Das Zuflussprinzip stellt schließlich auch keine unbillige Benachteiligung der Leistungsempfänger dar. Denn es werden - bei Vorliegen der sonstigen Voraussetzungen - unter Anwendung des Zuflussprinzips konsequenterweise im Monat der Arbeitsaufnahme noch Sozialleistungen gewährt, wenn der erste Lohn erst im Folgemonat ausbezahlt wird. Wie der Beklagte mitgeteilt hat, hat davon auch der Kläger profitiert, soweit er, obwohl er bereits zum 01.06.2015 die Tätigkeit bei der Firma D. aufgenommen hatte, noch bis zum 30.06.2015 Leistungen nach dem SGB II vom Jobcenter V. erhalten hat.

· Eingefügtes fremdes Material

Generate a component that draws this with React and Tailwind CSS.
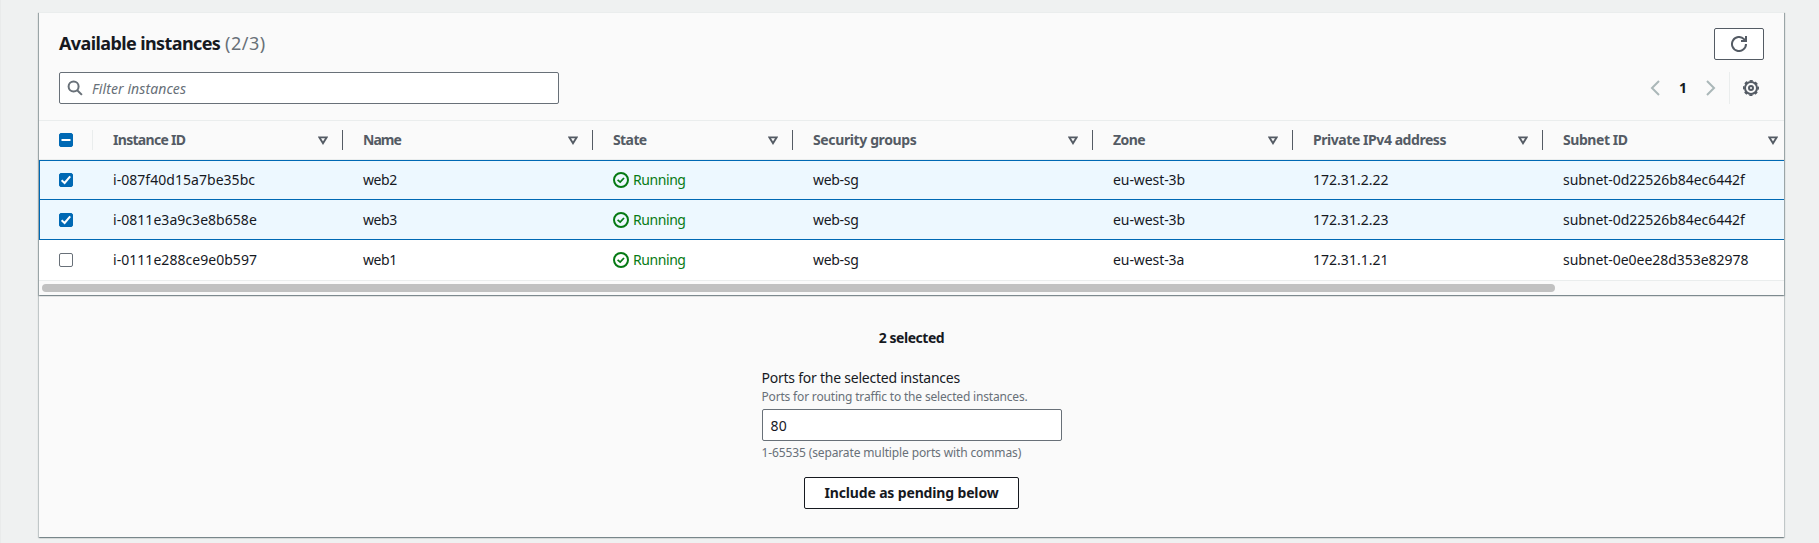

Das im Dezember 2015 zugeflossene Nettoeinkommen in Höhe von 2.026,00 Euro übersteigt - wie das SG zutreffend ausgeführt hat - selbst unter Berücksichtigung der vom Kläger angegebenen gesamten Kosten für Unterkunft und Heizung in Höhe von 412,50 Euro sowie der maßgeblichen Freibeträge bei weitem den monatlichen Bedarf des Klägers. Damit war er nicht hilfebedürftig und hatte keinen Anspruch auf Leistungen nach dem SGB II.

Die Berufung war daher zurückzuweisen. Hierauf und auf § 193 SGG beruht die Kostenentscheidung.

Gründe für die Zulassung der Revision liegen nicht vor.